永遠の違和感-2 (慧音、てゐ)
舞台 永遠亭…迷いの竹林にある屋敷。
登場人物
妹紅…不死の薬を飲んだ貴族。本来は人里に住んでいる。
慧音…人里に住むハクタク。寺子屋の先生。
てゐ…永遠亭に住み着いたウサギ。イタズラ好き。
上白沢慧音―人里の守護者―は、迷いの竹林に足を向けた。
日はすでに傾いて、夕闇迫る中、竹林を歩く。雪が冷たい。
「……妹紅はどこをほっつき歩いてるんだろうな。」
もう四日も帰ってきていない。帰ってこないことは珍しくないが、こんなに長い間呼びにいかなかったのは久しぶりである。

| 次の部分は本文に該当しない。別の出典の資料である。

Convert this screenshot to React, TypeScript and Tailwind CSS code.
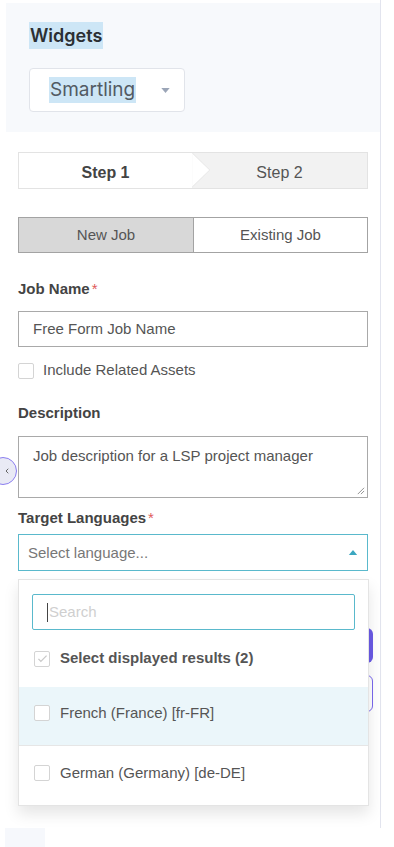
import { ChevronLeft } from "lucide-react";

function Box({ checked = false }: { checked?: boolean }) {
  return (
    <span className="flex h-[16px] w-[16px] shrink-0 items-center justify-center rounded-[2px] border border-[#d4d4d4] bg-white">
      {checked && (
        <svg viewBox="0 0 16 16" className="h-[13px] w-[13px]">
          <path d="M3 8.5l3 3 7-7" fill="none" stroke="#c9c9c9" strokeWidth="1.6" />
        </svg>
      )}
    </span>
  );
}

const languages = [
  { label: "French (France) [fr-FR]", active: true },
  { label: "German (Germany) [de-DE]", active: false },
];

export default function App() {
  return (
    <div className="relative h-[847px] w-[394px] overflow-hidden bg-white font-['Liberation_Sans',Arial,sans-serif] leading-[18px] text-[#555]">
      <div className="relative h-[828px] w-[381px] border-r border-[#e2e4ee] pt-[3px]">

        {/* Widgets header */}
        <div className="ml-[6px] h-[129px] bg-[#f7f9fc] pl-[23px] pt-[19px] font-['Inter',sans-serif]">
          <span className="inline-block bg-[#cde6f6] px-[1px] py-[2px] text-[18px] font-semibold leading-[23px] text-[#2b2f33]">
            Widgets
          </span>
          <div className="mt-[19px] flex h-[44px] w-[156px] items-center rounded-[4px] border border-[#e1e4ea] bg-white pl-[19px]">
            <span className="bg-[#cde6f6] px-[1px] text-[19px] leading-[26px] text-[#525a63]">Smartling</span>
            <svg viewBox="0 0 10 6" className="ml-[25px] h-[5px] w-[9px]">
              <path d="M0 0h10L5 6z" fill="#9ba5b7" />
            </svg>
          </div>
        </div>

        <div className="ml-[18px] w-[350px]">

          {/* Steps */}
          <div className="mt-[20px] flex h-[37px] border border-[#e3e3e3] bg-[#f2f2f2] text-[16px]">
            <div className="relative flex w-[173px] items-center justify-center bg-white pt-[4px] font-bold text-[#444]">
              Step 1
              <svg viewBox="0 0 19 36" className="absolute right-[-19px] top-0 h-[35px] w-[19px]">
                <path d="M0 0L18 17.5L0 35z" fill="#fff" />
                <path d="M0 0L18 17.5L0 35" fill="none" stroke="#e6e6e6" strokeWidth="1" />
              </svg>
            </div>
            <div className="flex flex-1 items-center justify-center pt-[4px] text-[#555]">Step 2</div>
          </div>

          {/* New / Existing toggle */}
          <div className="mt-[28px] flex h-[36px] border border-[#a3a3a3] text-[15px]">
            <div className="flex w-[175px] items-center justify-center border-r border-[#a3a3a3] bg-[#d8d8d8] text-[#555]">
              New Job
            </div>
            <div className="flex flex-1 items-center justify-center bg-white text-[#555]">Existing Job</div>
          </div>

          {/* Job name */}
          <div className="mt-[27px] text-[15px] font-bold text-[#444]">
            Job Name<span className="ml-[2px] font-normal text-[#e05a5a]">*</span>
          </div>
          <div className="mt-[13px] flex h-[36px] items-center border border-[#a9a9a9] pl-[14px] text-[15px] text-[#555]">
            Free Form Job Name
          </div>
          <div className="mt-[16px] flex h-[16px] items-center gap-[9px] text-[15px] text-[#555]">
            <Box />
            <span className="-mt-[2px]">Include Related Assets</span>
          </div>

          {/* Description */}
          <div className="mt-[25px] text-[15px] font-bold text-[#444]">Description</div>
          <div className="relative mt-[14px] h-[62px] border border-[#a9a9a9] pl-[14px] pt-[10px] text-[15px] text-[#555]">
            Job description for a LSP project manager
            <svg viewBox="0 0 10 10" className="absolute bottom-[2px] right-[2px] h-[9px] w-[9px]">
              <path d="M9 2L2 9M9 5.5L5.5 9" stroke="#888" strokeWidth="1" />
            </svg>
          </div>

          {/* Target languages */}
          <div className="mt-[11px] text-[15px] font-bold text-[#444]">
            Target Languages<span className="ml-[2px] font-normal text-[#e05a5a]">*</span>
          </div>
          <div className="mt-[7px] flex h-[37px] items-center justify-between border border-[#5ab9cc] pl-[9px] pr-[9px] text-[15px] text-[#777]">
            <span>Select language...</span>
            <svg viewBox="0 0 10 6" className="h-[5px] w-[10px]">
              <path d="M0 6h10L5 0z" fill="#3ba7c0" />
            </svg>
          </div>

          {/* buttons partly hidden behind the dropdown */}
          <div className="mt-[57px] h-[35px] w-[355px] rounded-[6px] bg-[#6a5ae6]" />
          <div className="mt-[12px] h-[37px] w-[355px] rounded-[6px] border-[1.5px] border-[#7a68ee] bg-white" />
        </div>

        {/* Language dropdown */}
        <div className="absolute left-[18px] top-[579px] w-[351px] border border-[#e4e4e4] bg-white shadow-[0_8px_14px_rgba(0,0,0,0.10)]">
          <div className="px-[13px] pt-[14px]">
            <div className="flex h-[36px] items-center rounded-[2px] border border-[#5ab9cc] pl-[14px] text-[15px] text-[#cfcfcf]">
              <span className="mr-[1px] h-[19px] w-[1px] bg-[#444]" />
              Search
            </div>
          </div>
          <div className="flex h-[57px] items-center gap-[10px] pl-[15px] text-[15px] font-bold text-[#555]">
            <Box checked />
            <span className="-mt-[1px]">Select displayed results (2)</span>
          </div>
          {languages.map(({ label, active }) => (
            <div
              key={label}
              className={`flex h-[59px] items-center gap-[10px] border-b border-[#e6e6e6] pl-[15px] pb-[6px] text-[15px] text-[#555] last:border-b-0 ${
                active ? "bg-[#ebf6fa]" : "bg-white"
              }`}
            >
              <Box />
              <span>{label}</span>
            </div>
          ))}
        </div>

        {/* collapse toggle */}
        <div className="absolute left-[-11px] top-[457px] flex h-[28px] w-[28px] items-center justify-end rounded-full border-[1.5px] border-[#8b7ef0] bg-[#e9eaf5] pr-[5px]">
          <ChevronLeft className="h-[8px] w-[8px] text-[#666]" strokeWidth={3} />
        </div>
      </div>

      <div className="ml-[5px] h-[19px] w-[40px] bg-[#f6f8fc]" />
    </div>
  );
}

「……とはいえ、寺子屋も年の暮れは忙しかったし……」
迷いの竹林を迷いなく抜けて、永遠亭にたどり着いた。
「月の賢者あるいは月の姫、妹紅を見ていないか?」
戸を叩いて声をかけたが、返答がない。
「……?」
慧音は、一瞬ためらったが、思いきって引き戸を開けた。
廊下に突っ伏すウサギと目があった。
因幡てゐ。永遠亭に住み着くウサギの妖怪(神か?)である。
「……ゲホゲホ、何の用?ゲホゲホ」
「……因幡の白兎。どうして廊下に臥せってるんだ」
「ゲホゲホ、風邪引いたのにうどんに追い出された。」
「いつものイタズラのせいだな。自業自得だ。」
「うぅ……厳しい……」
「寺子屋の先生を舐めるなよ?」
てゐは、がっくりとうつ伏せになった。
「それでだ。妹紅は居ないか?」
「……奥で熱出して寝てるよ……ゲホゲホ」
「そうか。世話になった。」
慧音はそれだけ言うと、奥に入っていった。
「……やっぱり、助けてもらえないか……」
全身の力を抜いた。床の冷たさが気持ちいい。頭が重い。眠い。寒気もする。
「……うぅ」
てゐの目がゆっくりと閉じた。
普段、幻想郷の病院としても機能している永遠亭。診療室として使われている部屋の障子を開けると、中には鈴仙が居た。マスクに白衣の完全防御体制をとっている。
「ウドンゲ、妹紅は居るか?」
「今は奥の部屋で寝ていますが、体調がかなり悪そうです。あと、お師匠様のお体にも異変があるので、気を付けてください。」
鈴仙は一気にそう言うと、『消毒』とあるビンから液体をとり、うがいを始めた。
慧音は『消毒済』の箱からマスクを一枚取り、部屋から出ながら背後の鈴仙に呼び掛けた。
長いウサ耳が、ぴっと慧音に向く。
「ありがとう。妹紅は連れて帰る。それから、てゐも連れて帰るから、輝夜と永琳によろしく頼んだ。」
「え?」
障子がすっと閉じた。
「……消毒薬渡した方がいい……?」
障子の人影は既に消えていた。
……知らない天井だ……
てゐはだるい体をぐっと起こした。冷たい空気がふっと布団に流れ込む。
布団に寝かされている。服は……いつものではなく、ニンジン柄のパジャマだ。
汗をかいたのか、背中がじっとり冷たい。手足もなんだか重くて、鉛になったようだ。
なんだかめまいがしてきて、てゐは再び布団に倒れ込んだ。
「……」
枕元に置かれたコップが目についた。
手を伸ばそうとするけど、腕が重くて、届かない。
「いつもだったらイタズラなんかしてるのに……げほげほ」
ガサガサな声だ。なんだか悲しくなってくる。
意を決して手を伸ばしたら、なにか薄いものに触れた。
「……?」
メモ書き、だろうか。目の前に持ってきてみる。
――安静にするように。何かあったら玄関の横の部屋に居るから聞きに来ること。慧音――
「……なんだ、ゲホゲホ……いいやつじゃねえか……」
確かに、耳を澄ますと、子供の声がたくさん聞こえる。
てゐは、コップの水を飲み干そうとして半分布団にこぼし、また倒れ込んで目を閉じた。